How would you react if you opened tomorrow’s newspaper and were met with the headline, “Children of sole parents more likely to be abused”?
If you’re socially conservative, you may feel affirmed in your view that marriage is hands down the best form of relationship in which to raise children. Risk of harm to children is one of the arguments most commonly used by those who support traditional conceptions of marriage and the family.
Alternatively, if you hold progressive social views, you could find in this headline more proof that our society doesn’t offer enough support for single parents— that children would be safer if we provided better and cheaper childcare, or if employers were more accommodating of single mothers, and so on.
One headline. Different interpretations. And a neat illustration of the fact that many of the debates over family life in Australia cannot be settled by appeals to empirical evidence alone.
The familial is the political
I recently co-authored a review of the research that has investigated whether some family structures (e.g., married, cohabiting, single-parent, step) expose children to a higher risk of child maltreatment than others. In general, the limited rigorous research in this area has produced ambiguous and at times conflicting results.
But it’s clear that much of the perceived relationship between family structure and child maltreatment can be explained by mediating factors, such as poverty, substance misuse and domestic violence. For example, single parents are more likely to face serious financial hardship, and this goes a long way in accounting for any increased risk of abuse their children face.
As I give this example, I can hear different voices disagreeing over how this mediating relationship should be interpreted:
The social conservative: “The association between sole parenthood and poverty is a regrettable fact of life. Family is the bedrock, the fundamental social unit, and when it breaks down, or differs too much from the nuclear ideal, hardship will be the inevitable outcome in a proportion of cases.”
The progressive: “I don’t want live in a country where life is harsh if you don’t fit the happily-married, nuclear family mold. Let’s look to Scandinavia; at least there a mother who removes herself from a loveless or abusive marriage isn’t punished for her bravery with poverty.”
The libertarian: “People have to be free to make their own choices. But that includes not forcing taxpayers to bail out the single parent whose decisions lead to the wrong side of the tracks. Any reduction in the association between single parenthood and poverty would necessitate substantial social spending and an expansion of bureaucracy.”
The moral of my hypothetical argument? Matters of the family are unavoidably linked to questions about the good society and the good life. The familial is the political.
A conflict of visions
Our reactions to the headlines about sole parents, or our interpretations of the connection between certain family structures and poverty, will be underpinned by specific visions about how society should be ordered, and the role that families play in this order. This may be a trite point, but it seems necessary in light of the circular, endless debates over marriage and family life in Australia.
So often, commentators claim that the facts are on their side. That “hundreds of studies show…” or that “decades of research support my view”. And yet we don’t get any closer to agreement.

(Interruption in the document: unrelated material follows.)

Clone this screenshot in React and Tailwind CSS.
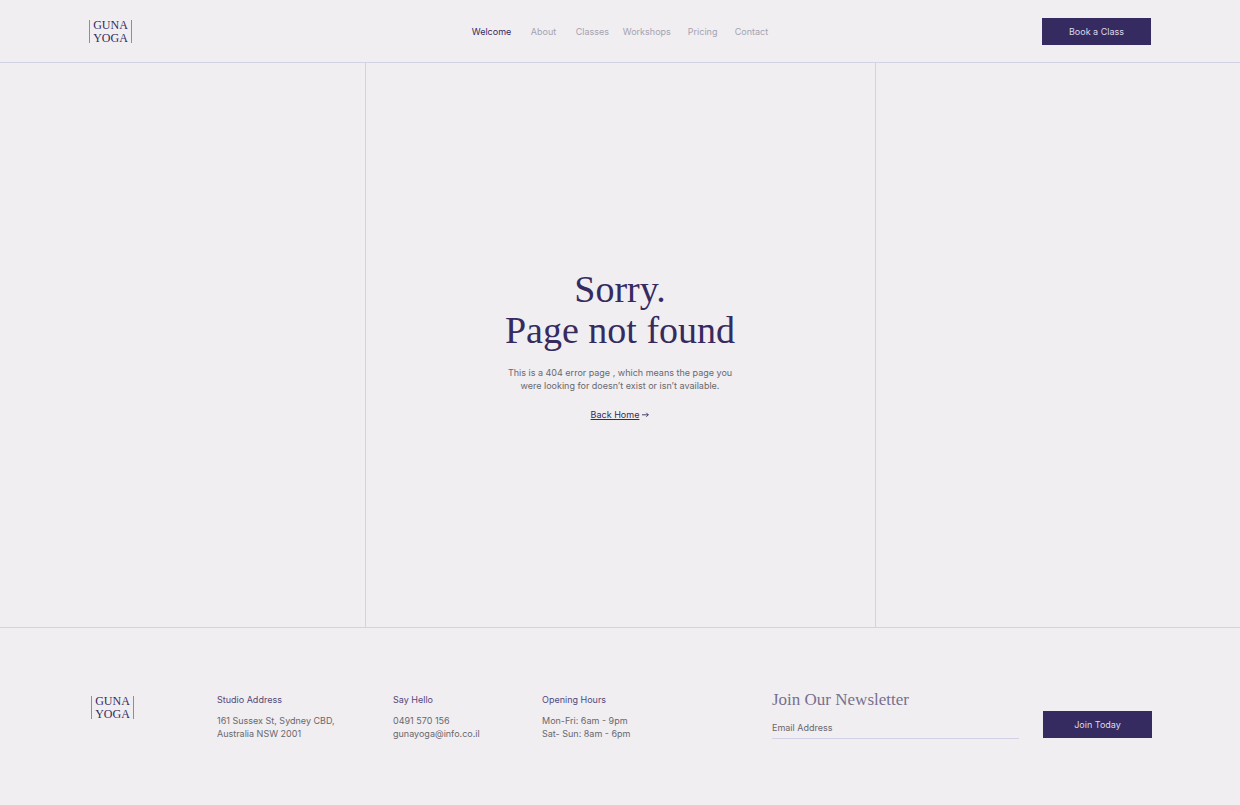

The problem isn’t simply that the different sides are cherry-picking data, as is regularly argued. The problem is that they’re attempting to answer political and philosophical questions with empirical methods.
On this particular battlefield, the culture wars have been reduced to the lobbing of empirical facts from trenches separated by a vast ideological no-man’s land.
It’s important we remain aware of the limits of empirical knowledge. Research findings can be a powerful support to clear and consistent arguments. And they can be a great clarifier, helping to identify where the real fault lines of a problem lie. But it’s unlikely that any finding is going to deliver a knock-down blow in disputes over the appropriate shape and texture of family life in Australia. It’s naïve to assume that social science on its own can distinguish right from wrong or good from bad.
Our debates over family, marriage and intimate life would be much improved if all sides relaxed their search for social scientific truth, and got on with the more difficult and revealing job of justifying why their particular vision for society and the family is preferable to others.